--- start of Dataset excerpt ---

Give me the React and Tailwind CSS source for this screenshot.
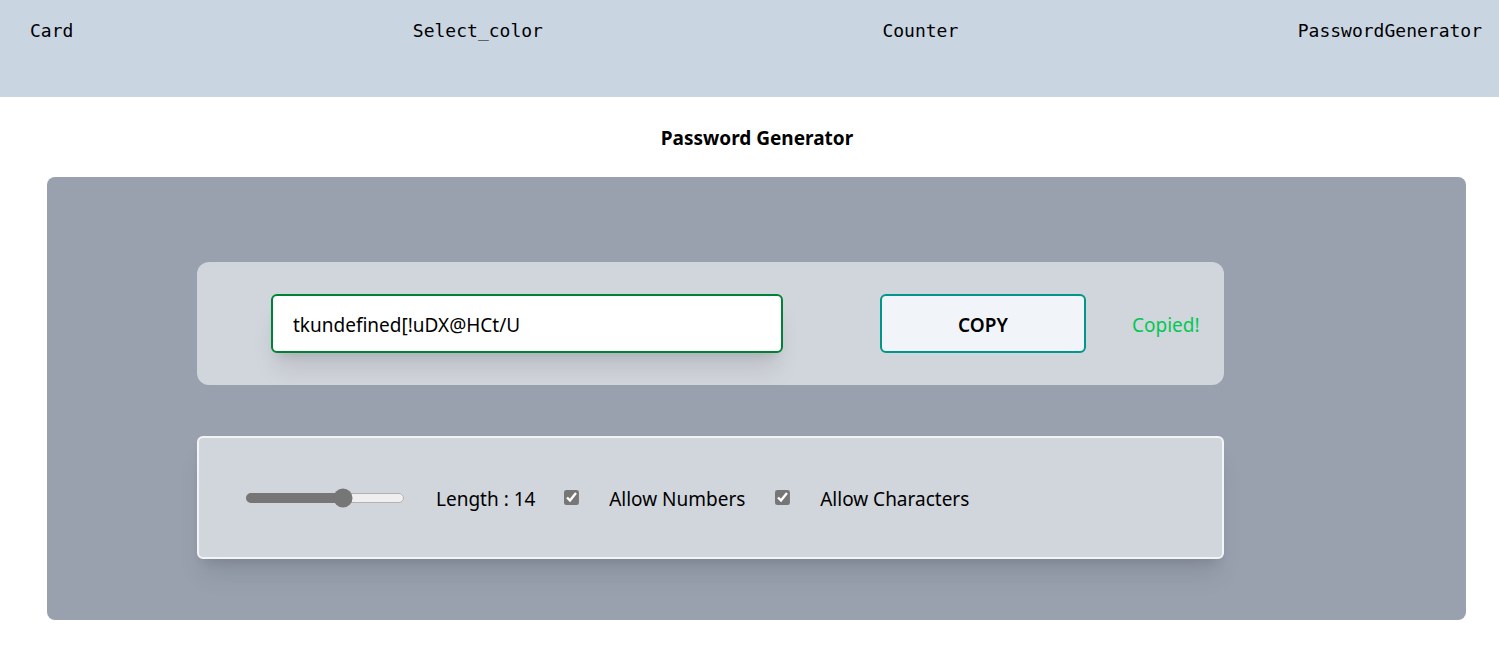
import React, { useState } from 'react';

const navItems = ['Card', 'Select_color', 'Counter', 'PasswordGenerator'];

const App = () => {
  const [length, setLength] = useState(14);
  const [numbers, setNumbers] = useState(true);
  const [chars, setChars] = useState(true);
  const password = 'tkundefined[!uDX@HCt/U';

  return (
    <div className="min-h-[664px] bg-white font-['Noto_Sans',sans-serif] text-black">
      {/* nav */}
      <nav className="h-[97px] bg-slate-300 pl-[30px] pr-[17px] pt-[17px] flex justify-between items-start font-['DejaVu_Sans_Mono',monospace] text-lg">
        {navItems.map((item) => (
          <a key={item} href="#" className="leading-7">{item}</a>
        ))}
      </nav>

      <h1 className="mt-[27px] text-center text-[19px] font-bold leading-7 ml-[15px]">Password Generator</h1>

      <div className="mt-[25px] ml-[47px] w-[1419px] h-[443px] bg-gray-400 rounded-lg pt-[85px] pl-[150px]">
        {/* output row */}
        <div className="w-[1027px] h-[123px] bg-gray-300 rounded-xl flex items-center pl-[74px]">
          <input
            type="text"
            readOnly
            value={password}
            className="w-[512px] h-[59px] bg-white border-2 border-green-700 rounded-md px-5 pt-[3px] text-[19px] outline-none shadow-xl"
          />
          <button className="ml-[97px] w-[206px] h-[59px] bg-slate-100 border-2 border-teal-600 rounded-md pt-[3px] text-[19px] font-semibold">
            COPY
          </button>
          <span className="ml-[46px] mt-[4px] text-[19px] text-green-500">Copied!</span>
        </div>

        {/* options row */}
        <div className="mt-[51px] w-[1027px] h-[123px] bg-gray-300 border-2 border-gray-100 rounded-md shadow-xl flex items-center pl-[46px] text-[19px]">
          <input
            type="range"
            min={4}
            max={20}
            value={length}
            onChange={(e) => setLength(Number(e.target.value))}
            className="w-[128px] accent-[#767676] [zoom:1.25]"
          />
          <label className="ml-[31px] mt-[4px]">Length : {length}</label>
          <input
            type="checkbox"
            checked={numbers}
            onChange={() => setNumbers(!numbers)}
            className="ml-[25px] accent-[#767676] [zoom:1.15]"
          />
          <label className="ml-[30px] mt-[4px]">Allow Numbers</label>
          <input
            type="checkbox"
            checked={chars}
            onChange={() => setChars(!chars)}
            className="ml-[26px] accent-[#767676] [zoom:1.15]"
          />
          <label className="ml-[30px] mt-[4px]">Allow Characters</label>
        </div>
      </div>
    </div>
  );
};

export default App;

--- end of Dataset excerpt ---

Prompt:
Show each line of the listing that holds the string "React".

Task response:
Give me the React and Tailwind CSS source for this screenshot.
import React, { useState } from 'react';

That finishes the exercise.